The city was exciting, but David’s place in it was fragile. After his brother’s marriage foundered—perhaps owing to the strain of living in one room with another family—he and David moved with the children into an $800 Washington Heights studio. The two men babysat in shifts so David’s brother could keep his job as a mechanic. They were barely holding on to the pricey apartment when David lost his job. The restaurant where he worked was so popular that Zagat’s started complaining it was too small. The owner closed for three months to remodel.

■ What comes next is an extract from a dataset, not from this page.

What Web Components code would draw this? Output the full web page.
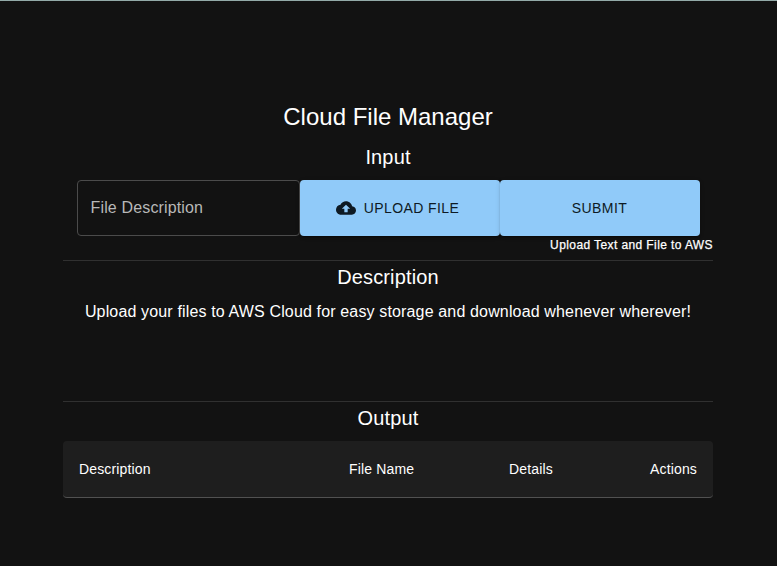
<!DOCTYPE html>
<html lang="en">
<head>
<meta charset="utf-8">
<title>Cloud File Manager</title>
<style>
html, body { margin: 0; height: 100%; }
body { background: #121212; color: #fff; font-family: "Liberation Sans", Arial, sans-serif; overflow: hidden; }
</style>
</head>
<body>
<cloud-app></cloud-app>
<script>
function define(name, html) {
  const template = document.createElement('template');
  template.innerHTML = html;
  customElements.define(name, class extends HTMLElement {
    constructor() {
      super();
      this.attachShadow({ mode: 'open' }).append(template.content.cloneNode(true));
    }
  });
}

define('section-title', `
<style>
:host { display: block; text-align: center; font-size: 20px; line-height: 32px; letter-spacing: 0.15px; }
:host([main]) { font-size: 24px; letter-spacing: 0; }
</style><slot></slot>`);

define('text-field', `
<style>
:host { display: flex; align-items: center; box-sizing: border-box; width: 223px; height: 56px; padding: 0 13px;
  border: 1px solid #4b4b4b; border-radius: 4px; color: #b8b8b8; font-size: 16px; letter-spacing: 0.15px; }
</style><slot></slot>`);

define('cloud-icon', `
<style>:host { display: block; width: 20px; height: 20px; } svg { display: block; }</style>
<svg width="20" height="20" viewBox="0 0 24 24" fill="currentColor"><path d="M19.35 10.04C18.67 6.59 15.64 4 12 4 9.11 4 6.6 5.64 5.35 8.04 2.34 8.36 0 10.91 0 14c0 3.31 2.69 6 6 6h13c2.76 0 5-2.24 5-5 0-2.64-2.05-4.78-4.65-4.96zM14 13v4h-4v-4H7l5-5 5 5h-3z"/></svg>`);

define('action-button', `
<style>
:host { display: block; width: 200px; height: 56px; }
button { display: flex; align-items: center; justify-content: center; gap: 8px; width: 100%; height: 100%; margin: 0;
  padding: 0 16px; border: 0; border-radius: 4px; background: #90caf9; color: #0e1a24;
  font: 14px/24px "Liberation Sans", Arial, sans-serif; letter-spacing: 0.4px; text-transform: uppercase;
  box-shadow: 0 3px 1px -2px rgba(0,0,0,.2), 0 2px 2px rgba(0,0,0,.14), 0 1px 5px rgba(0,0,0,.12); }
:host([icon]) button { padding: 0 17px 0 13px; }
</style>
<button type="button"><slot name="icon"></slot><span><slot></slot></span></button>`);

define('input-row', `
<style>:host { display: flex; justify-content: center; padding-top: 7px; }</style><slot></slot>`);

define('caption-text', `
<style>:host { display: block; text-align: right; font-size: 12px; line-height: 20px; letter-spacing: 0.4px; -webkit-text-stroke: 0.25px #fff; height: 25px; margin-top: -1px; }</style><slot></slot>`);

define('divider-line', `
<style>:host { display: block; height: 1px; background: #303030; }</style>`);

define('body-text', `
<style>:host { display: block; height: 108px; box-sizing: border-box; padding-top: 7px; text-align: center; font-size: 16px; line-height: 24px; letter-spacing: 0.15px; white-space: nowrap; }</style><slot></slot>`);

define('file-table', `
<style>
:host { display: block; margin-top: 7px; }
.head { display: grid; grid-template-columns: 270px 160px 1fr auto; align-items: center; box-sizing: border-box; height: 57px;
  padding: 0 16px; border-bottom: 1px solid #515151; border-radius: 4px; background: #1e1e1e; font-size: 14px; line-height: 24px; letter-spacing: 0.15px; }
</style>
<div class="head"><span>Description</span><span>File Name</span><span>Details</span><span>Actions</span></div>`);

define('cloud-app', `
<style>
:host { display: block; box-sizing: border-box; height: 100vh; border-top: 1px solid #93aaa8; padding-top: 100px; }
main { width: 650px; margin-left: 63px; }
.gap { margin-top: 8px; }
</style>
<main>
<section-title main>Cloud File Manager</section-title>
<section-title class="gap">Input</section-title>
<input-row>
<text-field>File Description</text-field>
<action-button icon><cloud-icon slot="icon"></cloud-icon>Upload File</action-button>
<action-button>Submit</action-button>
</input-row>
<caption-text>Upload Text and File to AWS</caption-text>
<divider-line></divider-line>
<section-title>Description</section-title>
<body-text>Upload your files to AWS Cloud for easy storage and download whenever wherever!</body-text>
<divider-line></divider-line>
<section-title>Output</section-title>
<file-table></file-table>
</main>`);
</script>
</body>
</html>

David, of course, got no unemployment compensation.
He had just found a new minimum-wage job—at an upscale seafood market on Broadway in the Eighties—when David’s sister-in-law returned to her family, tried to reconcile with her husband, and ended up kicking him out, along with David. After knocking from bunk to bunk for three weeks, David decided it would be easier to live on the subways.
“I slept on the No. 1 sometimes but mostly on the A, because the trip is very long,” he remembers. “I made sure to wear clean clothes, and I never lay down—never took up two seats. I always slept sitting up so the police wouldn’t bother me. Mornings I would wash my face at work, and every few days I’d buy a bar of soap and go to a public swimming pool. I would take a shower, then a swim, then another shower.”
Part of the reason David and José and the other men eat out rather than cook at home is that they feel awkward using the apartment’s kitchen. Even in this workable living arrangement, there’s tension. It stems from the fact that 33-year-old Leo, the Citarella employee, is carrying on a May-December romance with 50-year-old Francisca, the can collector. Leo helped Francisca bring her grown kids—Arianna, 20, Giovanny, 21, and Paco, 26—to New York last fall from Oaxaca. Suddenly, the apartment had a whole family living in it. The family came to dominate the common space, intimidating the seven men up from Mexico by themselves. “You can tell they’re uncomfortable,” says Leo, lounging on the couch while Francisca slices papaya in the kitchen.